Antibiotic resistance across Europe: E. coli, MRSA and Klebsiella

15 November 2017
Written by
Cath Sleeman

We've published a new data visualisation that shows the latest developments in antibiotic resistance across Europe. While antibiotics have added an average of 20 years to our lives, the rise of resistant bacteria is threatening to make antibiotics ineffective. This poses a significant risk as common infections could become untreatable. 

Despite growing awareness, it can be difficult for non-specialists to understand how the threat posed by antibiotic resistance is evolving. There are a myriad of bacteria and antibiotics to consider, and there are large inter-country differences in resistance rates.

The data visualisation shows how Europe is faring in the fight against resistance to antibiotics.

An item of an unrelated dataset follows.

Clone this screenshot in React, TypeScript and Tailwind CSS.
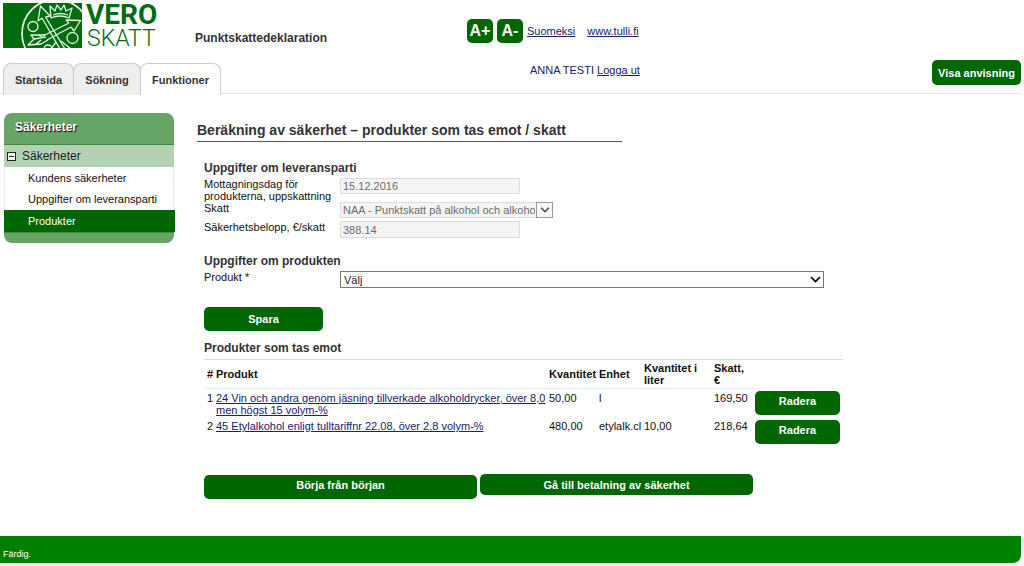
import React from 'react';

interface ProductRow {
    id: number;
    name: string;
    quantity: string;
    unit: string;
    litres: string;
    tax: string;
}

const tabs = [
    { label: 'Startsida', active: false, width: 'w-[69px]' },
    { label: 'Sökning', active: false, width: 'w-[66px]' },
    { label: 'Funktioner', active: true, width: 'w-[79px]' },
];

const rows: ProductRow[] = [
    { id: 1, name: '24 Vin och andra genom jäsning tillverkade alkoholdrycker, över 8,0 men högst 15 volym-%', quantity: '50,00', unit: 'l', litres: '', tax: '169,50' },
    { id: 2, name: '45 Etylalkohol enligt tulltariffnr 22.08, över 2,8 volym-%', quantity: '480,00', unit: 'etylalk.cl', litres: '10,00', tax: '218,64' },
];

const buttonClass = 'rounded-[5px] bg-[#006600] font-bold text-white';
const linkClass = 'text-[#20206c] underline';

const Logo = () => (
    <div className="flex gap-[5px] text-[#006c10]">
        <svg width="79" height="45" viewBox="0 0 79 45" aria-hidden="true">
            <rect width="79" height="45" fill="#006c10" />
            <g fill="none" stroke="#e4f1e2" strokeWidth="1.3" strokeLinejoin="round">
                <circle cx="53" cy="30.5" r="34" strokeWidth="1.8" />
                <circle cx="30" cy="23.5" r="5" />
                <circle cx="69.5" cy="35" r="5.5" />
                <circle cx="45" cy="46" r="4" />
                {/* Crown */}
                <path d="M48 15 L47 3 L52 8 L54 2 L58 7 L61 2 L63 8 L69 5 L66 15 Q57 11 48 15 Z M50 12 Q57 9 65 12" />
                {/* Arrow pointing up left */}
                <path d="M39 15 L57 46 M42.5 14 L62 46 M39 15 L35 18 L37.5 3 L47 13 L42.5 14" />
                {/* Arrow pointing up right, with its feathers */}
                <path d="M66 20 L40 33 M68 24 L44 37 M66 20 L63 17 L77.5 17.5 L71 28 L68 24" />
                <path d="M42 32 L28 32 L31 36 L25 42 L38 41 L45 37 M31 36 L43 34 M35 32 L39 34 M33 41 L38 37" />
                <path d="M53 39 L48 46 M58 38 L68 46" />
            </g>
        </svg>
        <div className="font-['Roboto',sans-serif]">
            <div className="-ml-px font-['Liberation_Sans_Narrow','Roboto',sans-serif] text-[28px] leading-[24px] font-bold">VERO</div>
            <div className="text-[23px] leading-[24px] font-light">SKATT</div>
        </div>
    </div>
);

const Header = () => (
    <header className="mr-[3px]">
        <div className="flex h-[60px] items-start pl-[3px] pt-[3px]">
            <div className="w-[192px]">
                <Logo />
            </div>
            <div className="w-[272px] pt-7 text-[12px] leading-[14px] font-bold text-[#333]">Punktskattedeklaration</div>
            <div className="flex items-center gap-1 pt-4">
                <button type="button" className="h-6 w-[26px] rounded-[5px] bg-[#006600] text-[16px] leading-[20px] font-bold text-white">A+</button>
                <button type="button" className="h-6 w-[26px] rounded-[5px] bg-[#006600] text-[16px] leading-[20px] font-bold text-white">A-</button>
                <a href="#fi" className={linkClass}>Suomeksi</a>
                <a href="#tulli" className={`ml-2 ${linkClass}`}>www.tulli.fi</a>
            </div>
        </div>
        <div className="flex h-[34px] items-start border-b border-[#e4e4e4]">
            <nav className="flex w-[530px] pl-[3px] pt-[3px]">
                {tabs.map((tab) => (
                    <a
                        key={tab.label}
                        href="#tab"
                        className={`box-content flex h-[31px] items-center justify-center rounded-t-[8px] border border-b-0 border-[#ccc] -mr-px text-[11px] font-bold text-[#333] ${tab.width} ${tab.active ? 'bg-white' : 'bg-[#eeeeee]'}`}
                    >
                        {tab.label}
                    </a>
                ))}
            </nav>
            <div className="pt-1 text-[#20206c]">
                ANNA TESTI <a href="#logout" className="underline">Logga ut</a>
            </div>
            <button type="button" className={`ml-auto h-[25px] w-[89px] ${buttonClass}`}>Visa anvisning</button>
        </div>
    </header>
);

const Sidebar = () => (
    <aside className="w-[170px] shrink-0">
        <h2 className="h-8 rounded-t-[8px] border-b border-[#3f8a3f] bg-[#67a567] pl-[11px] pt-[7px] text-[12px] leading-[14px] font-bold text-white [text-shadow:1px_1px_1px_#000]">Säkerheter</h2>
        <div className="flex h-[22px] items-center gap-[6px] bg-[#b3d2b3] pl-[3px] text-[12px] text-[#222]">
            <svg width="9" height="9" viewBox="0 0 9 9" aria-hidden="true">
                <rect x="0.5" y="0.5" width="8" height="8" fill="#fff" stroke="#222" />
                <path d="M2 4.5 H7" stroke="#222" />
            </svg>
            Säkerheter
        </div>
        <ul className="border-x border-[#e4f0f0]">
            <li className="flex h-[21px] items-center pl-[23px]"><a href="#kund">Kundens säkerheter</a></li>
            <li className="flex h-[22px] items-center pl-[23px]"><a href="#parti">Uppgifter om leveransparti</a></li>
        </ul>
        <a href="#produkter" className="-mr-px block h-[22px] bg-[#006600] pl-6 leading-[22px] text-white">Produkter</a>
        <div className="h-[11px] rounded-b-[8px] border-t border-[#3f8a3f] bg-[#67a567]" />
    </aside>
);

const Chevron = ({ className }: { className: string }) => (
    <svg className={className} width="11" height="7" viewBox="0 0 11 7" fill="none" aria-hidden="true">
        <path d="M1 1 L5.5 5.5 L10 1" stroke="currentColor" strokeWidth="1.7" />
    </svg>
);

const fieldClass = 'border border-[#ddd] bg-[#f4f4f4] text-[#6d6d6d] px-[2px]';

const ConsignmentForm = () => (
    <section>
        <h2 className="text-[12px] leading-[14px] font-bold text-[#333]">Uppgifter om leveransparti</h2>
        <div className="mt-[3px] grid grid-cols-[136px_1fr]">
            <label htmlFor="day" className="h-6">Mottagningsdag för produkterna, uppskattning</label>
            <input id="day" disabled defaultValue="15.12.2016" className={`h-4 w-[180px] ${fieldClass}`} />
            <label htmlFor="tax" className="h-[19px]">Skatt</label>
            <div className="relative h-4 w-[213px]">
                <select id="tax" disabled className={`h-4 w-full appearance-none pr-[17px] opacity-100 ${fieldClass}`}>
                    <option>NAA - Punktskatt på alkohol och alkoholdrycker</option>
                </select>
                <span className="pointer-events-none absolute right-0 top-0 flex h-4 w-[17px] items-center justify-center border border-[#999] bg-[#f7f7f7] text-[#444]">
                    <Chevron className="h-[6px] w-[10px]" />
                </span>
            </div>
            <label htmlFor="amount">Säkerhetsbelopp, €/skatt</label>
            <input id="amount" disabled defaultValue="388.14" className={`h-[17px] w-[180px] ${fieldClass}`} />
        </div>
    </section>
);

const ProductForm = () => (
    <section className="mt-4">
        <h2 className="text-[12px] leading-[14px] font-bold text-[#333]">Uppgifter om produkten</h2>
        <div className="mt-[3px] grid grid-cols-[136px_1fr]">
            <label htmlFor="product">Produkt *</label>
            <div className="relative max-w-[484px]">
                <select id="product" className="block h-[17px] w-full appearance-none border border-[#777] bg-white px-[3px] text-[#222]">
                    <option>Välj</option>
                </select>
                <Chevron className="pointer-events-none absolute right-[3px] top-[5px] text-black" />
            </div>
        </div>
        <button type="submit" className={`mt-[19px] h-6 w-[119px] ${buttonClass}`}>Spara</button>
    </section>
);

const ProductTable = () => (
    <section className="mt-[10px]">
        <h2 className="text-[12px] leading-[14px] font-bold text-[#333]">Produkter som tas emot</h2>
        <div className="mt-[4px] max-w-[639px] border-t border-[#cfe0ea]">
            <table className="w-full table-fixed text-left">
                <colgroup>
                    <col className="w-3" />
                    <col />
                    <col className="w-[50px]" />
                    <col className="w-[45px]" />
                    <col className="w-[70px]" />
                    <col className="w-[41px]" />
                    <col className="w-[88px]" />
                </colgroup>
                <thead>
                    <tr className="h-[28px] *:border-b *:border-[#e6eef4] *:p-0">
                        <th className="pl-[3px]!">#</th>
                        <th>Produkt</th>
                        <th>Kvantitet</th>
                        <th>Enhet</th>
                        <th className="pr-4!">Kvantitet i liter</th>
                        <th className="pr-1!">Skatt, €</th>
                        <td className="border-b-0!" />
                    </tr>
                </thead>
                <tbody>
                    {rows.map((row) => (
                        <tr key={row.id} className="h-[29px] align-top *:pt-[3px]">
                            <td className="pl-[3px]">{row.id}</td>
                            <td><a href="#produkt" className={linkClass}>{row.name}</a></td>
                            <td>{row.quantity}</td>
                            <td className="whitespace-nowrap">{row.unit}</td>
                            <td>{row.litres}</td>
                            <td>{row.tax}</td>
                            <td><button type="button" className={`block h-6 w-[85px] pb-[4px] ${buttonClass}`}>Radera</button></td>
                        </tr>
                    ))}
                </tbody>
            </table>
        </div>
    </section>
);

export default function App() {
    return (
        <div className="min-h-screen bg-white font-['Liberation_Sans',Arial,sans-serif] text-[11px] leading-[12px] text-[#111]">
            <Header />
            <div className="flex pl-1 pt-[19px]">
                <Sidebar />
                <main className="min-w-0 flex-1 pl-[23px] pt-[9px]">
                    <h1 className="max-w-[425px] border-b border-[#2d7a2d] pb-[2px] text-[14px] leading-[17px] font-bold whitespace-nowrap text-[#333]">
                        Beräkning av säkerhet – produkter som tas emot / skatt
                    </h1>
                    <div className="pl-[7px] pt-[19px]">
                        <ConsignmentForm />
                        <ProductForm />
                        <ProductTable />
                        <div className="mt-7 flex items-start gap-[3px]">
                            <button type="button" className={`mt-px h-6 w-[273px] pb-[4px] ${buttonClass}`}>Börja från början</button>
                            <button type="button" className={`h-[21px] w-[273px] ${buttonClass}`}>Gå till betalning av säkerhet</button>
                        </div>
                    </div>
                </main>
            </div>
            <footer className="mt-[37px] mr-[3px] h-[27px] rounded-br-[8px] bg-[#008000] pl-[3px] pt-3 text-[9px] text-white">Färdig.</footer>
        </div>
    );
}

It uses the latest available data (released today) from the European Centre for Disease Prevention and Control (ECDC). The visualisation shows acquired resistance of three common bacteria, E.Coli, Klebsiella and Methicillin-resistant Staphylococcus aureus (MRSA), to a range of antibiotics for each of the EU/EEA member states. 

The most striking result is the large variation in resistance levels across Europe. For a given bacteria and antibiotic, resistance rates can range from just above zero in one country to over 60% in another. Broadly, countries in the south and east of Europe tend to report higher resistance percentages than those in the north of Europe.